My Time in Philanthropy
I simply could not imagine it. Twenty-five years ago, when I was dating Barbara (the woman who would become my wife after the wins for marriage equality), I declared with great certainty that I would be working until I was at least 80 years young. Barbara was annoyed by my assertion until I explained that my work experiences rarely felt like jobs. Mostly, my work has given me avenues for service and creativity. And that has continued through today.
But here I am (still far from 80!), choosing to step into retirement. I find myself excited to make space for the new possibilities that always live within our next chapters. I’ve decided that taking this step grants me permission to share two reflections from my time in philanthropy. I hope you will indulge me.
In 2013, I was hired to implement the Minneapolis Foundation’s civic engagement strategy, then a brand-new program area for the Foundation. It’s very gratifying to be able to say that in the eight years since then, we have exceeded nearly all our goals to meaningfully strengthen civic leadership and activism in our region. And I was thrilled when civic engagement strategies were carried forward into the new strategic framework that now guides the Foundation’s work.
Civic participation is indeed powerful because, when done well, it fosters self-determination and agency. Self-determination. Agency. These are not words typically used in philanthropy when we talk about outcomes for investment in civic engagement. It’s common to focus on voting, for example, but voting is just the proverbial tip of the iceberg. It’s easy to grab on to voter turnout as an outcome, because it is visible and measurable. However, we should remember that the deeper work of community organizing is fostering self-determination. I want to elevate that fact that the measurable participation outcomes our community has celebrated after each election season—and also after the 2020 Census—were mostly the result of year-round work that many Minnesotans, especially at local nonprofits with deep roots in community, have done to bring people together to shape their futures through collective action. That unglamorous work is exactly what makes civic participation such a powerful strategy to advance systems change. But that is also the work philanthropy sometimes chooses to avoid because in addition to being hard to measure, it can seem (and be!) very slow, controversial, and messy.

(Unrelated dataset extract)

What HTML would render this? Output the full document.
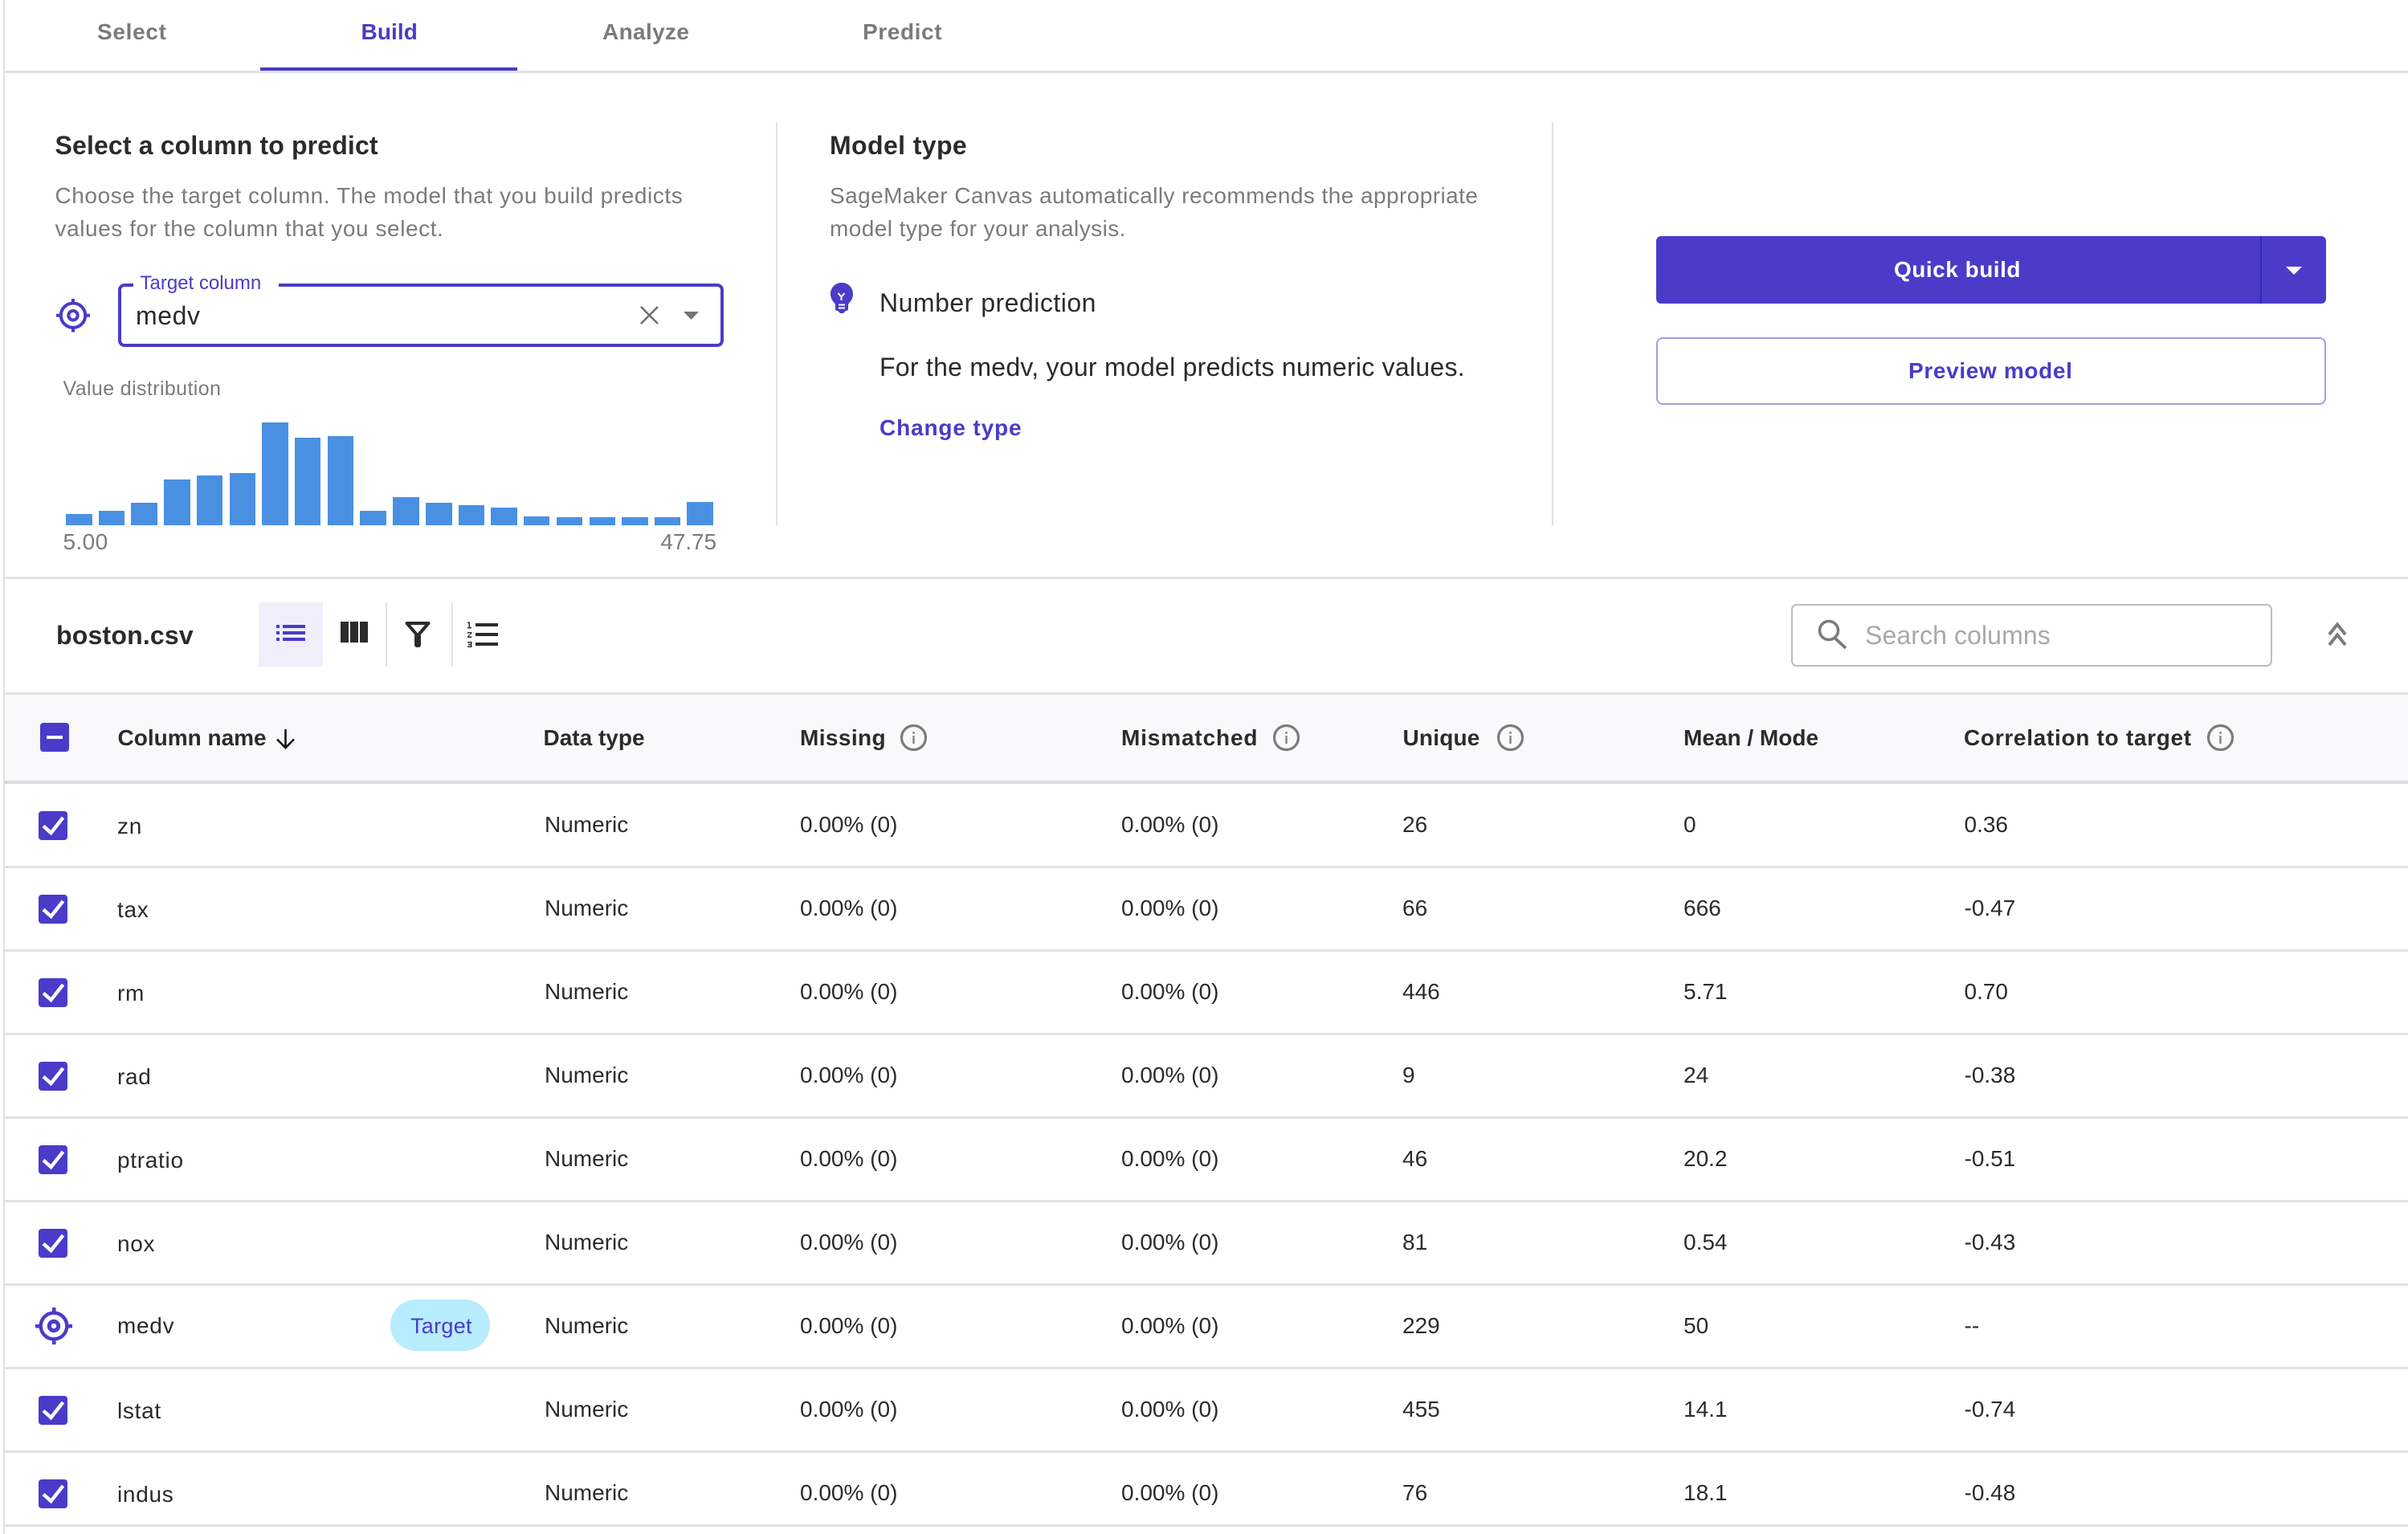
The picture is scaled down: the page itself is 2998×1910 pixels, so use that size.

As I reflect on my time at Minneapolis Foundation, I am most grateful for the opportunities I have had to support community work that has been slow, controversial, and messy. I believe that these are the required ingredients in all recipes for meaningful systems change, and ultimately self-determination for all.
During my eight years at the Minneapolis Foundation, my work weeks usually hovered around 60 to 65 hours per week. Meanwhile, leaders and staff at most nonprofits I encountered were regularly working 80 (or more!) hours per week. No matter how hard I worked, I saw that folks on the ground were working harder, week after week. And it was clear from the beginning that no amount of funding we could offer would ever be sufficient. So, to try to make up for that, I would:
- Respond quickly to phone calls and emails.
- Demystify philanthropy.
- Give honest, direct feedback.
At first, I was startled when people expressed their amazement that I returned their phone call or responded to an email. Too often, I was told, “Most funders don’t return my calls.” Or when I shared feedback about the weaknesses of an application, people often told me, “Funders usually just say the proposal was okay, but it was a very competitive process.”
We in philanthropy must always strive for more transparency and authenticity in our work.
Hearing comments like these pushed me to stay vigilant about my own practice. For me, prioritizing customer service with grantseekers was one small way I could offset the power differential that exists between philanthropy and grantseekers. It also became one of the joys of my role, because it led to many new relationships that I will take with me as I move on.
As I close this chapter of my life, I thank my amazing colleagues—current and past—at the Minneapolis Foundation. Through thick and thin, you have demonstrated SO MUCH dedication to serving our communities. I give a special shoutout to Jo-Anne Stately, the one person still on staff who was in my department when I started. Jo-Anne’s grace and wisdom, commitment to community, and follow-through set an example of excellence that I have worked hard to follow over the years. Finally, I send big, open-hearted appreciation to all the community leaders and nonprofit staffers who shared your knowledge, pain points, and vision with me as you were working relentlessly to ease community burdens while challenging and reshaping systems. It has been a privilege to serve as a Director of Impact at the Minneapolis Foundation.